Queste parole non sono mie:
«Ma la mafia era, ed è, un’altra cosa: un “sistema” che in Sicilia contiene e muove gli interessi economici e di potere di una classe che approssimativamente possiamo dire borghese; e non sorge e si sviluppa nel “vuoto” dello Stato ( cioè quando lo Stato, con le sue leggi e le sue funzioni, è debole o manca) ma “dentro” lo Stato. La mafia insomma altro non è che una borghesia parassitaria, una borghesia che non imprende ma soltantosfrutta.»
ma di Leonardo Sciascia, tratte dall’Appendice al suo libro “Il giorno della civetta” scritto nel lontano 1960.
Anche quanto segue non è frutto della mia “fervida immaginazione”:
«Ma resta soprattutto da vedere, in un paese come l’Italia dove le posizioni di rendita hanno accompagnato per tanti versi l’evoluzione del capitalismo industriale e sono stati fattori di stabilità politica e sociale (attraverso l’aggregazione di ampi strati di borghesia meno dinamica o “parassitaria” e di minuto sottoproletariato), quali forze economiche private avrebbero interesse reale a portare avanti un disegno inteso a “cambiare cavallo” e a scindere sul serio rendita e profitto, che turberebbe alcuni equilibri più riposti del sistema.
(omissis)
D’altra parte, l’allargamento di una fascia di borghesia politico-burocratica variamente protetta, di una nuova “classe agiata” che consuma ricchezze senza produrne, e l’accentramento sotto il controllo del partito di maggioranza relativa (in cui le tendenze autoconservative della gestione del potere si sommano alle basi piccolo-borghesi del suo elettorato) di parte cospicua delle leve dei processi di accumulazione, sembrano dar ragione ad una prospettiva di ricomposizione del quadro politico-sociale nell’ambito di una sorta di capitalismo burocratico-amministrativo.
(omissis)
Non meno indicativi di una tendenza in atto verso l’impaludamento dei rapporti sociali in un sistema di gruppi d’interesse e di pressione [N.d.R. -leggi potentati economico-finanziari, lobby, mafie], e verso l’accentuarsi delle distorsioni nella distribuzione delle risorse, sono altre manifestazioni diclientelismo politico-economico: dalla latitanza dei sistemi ministeriali di controllo sui prezzi per larghe fasce di attività di rendita o di manipolazione finanziaria, ai progetti di estensione ai piccoli proprietari terrieri e ad alcuni strati di commercianti di quelle stesse funzioni di salvataggio e di “riciclaggio” già svolte da società finanziarie pubbliche in altri settori, dall’atteggiamento delle aziende di parte statale più interessate ad alimentare i propri investimenti che allo sviluppo dell’occupazione, alparassitismo sovvenzionato dallo Stato attraverso il trasferimento di fondi ad enti dichiaratamente inutili o incapaci di scelte economiche produttive.
(omissis)
A maggior ragione appare più difficile oggi, senza un mutamento del quadro politico e un nuovo modo di governare [una sorta di New Deal italiano], il passaggio a un’opera efficace di programmazione e di riforme (in grado di realizzare una diversa alternativa nella priorità degli investimenti e dei consumi e nella distribuzione e negli impieghi del reddito) fondata sulla partecipazione dei sindacati [sic!], degli enti locali e di altre forze sociali, e sostenuta da un autentico consenso popolare.»

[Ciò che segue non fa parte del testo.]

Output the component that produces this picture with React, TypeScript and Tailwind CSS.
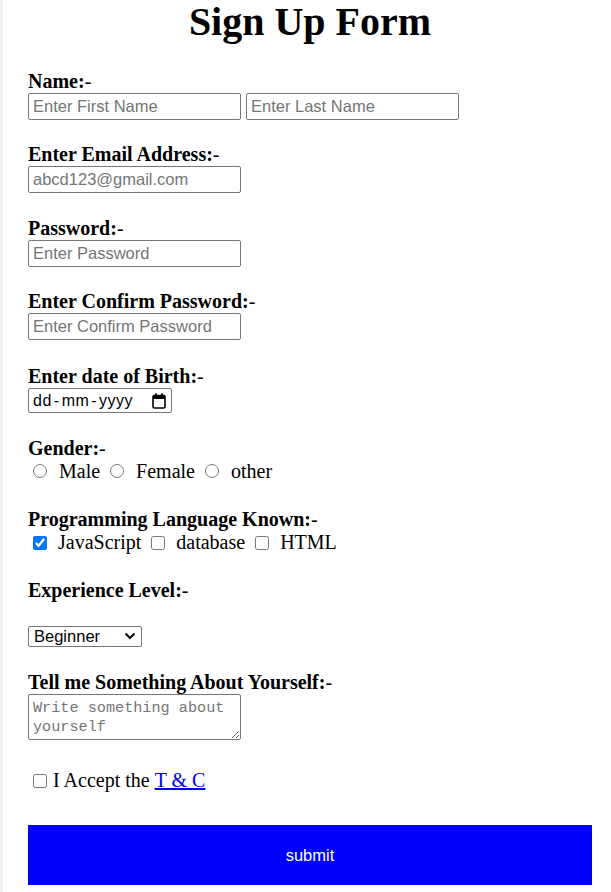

Quanto sopra è tratto da: Storia d’Italia vol. 4 – “La storia economica” a cura di Valerio Castronovo, pagg. 502÷506 – Edizioni Einaudi, 1975.
Un paese in cui si premiano gli opportunisti e si umiliano i veri lavoratori (operai, contadini, artigiani, piccoli e medi imprenditori, ecc.) l’ho definito già da tempo che “all’incontrario va” (ossia dove tutti i valori sono rovesciati).
E’ cambiato qualcosa da allora ad oggi? Quanti in Italia sono disposti a rischiare sulla propria pelle una vera attività imprenditoriale? Mancano sia l’humus (vedi oppressione di Stato, Chiesa, lobby e mafie) che la forma mentis o mentalità culturale per praticarla su larga scala e per cambiare il Paese da protagonista “passivo” ad “attivo” ed artefice dei propri destini.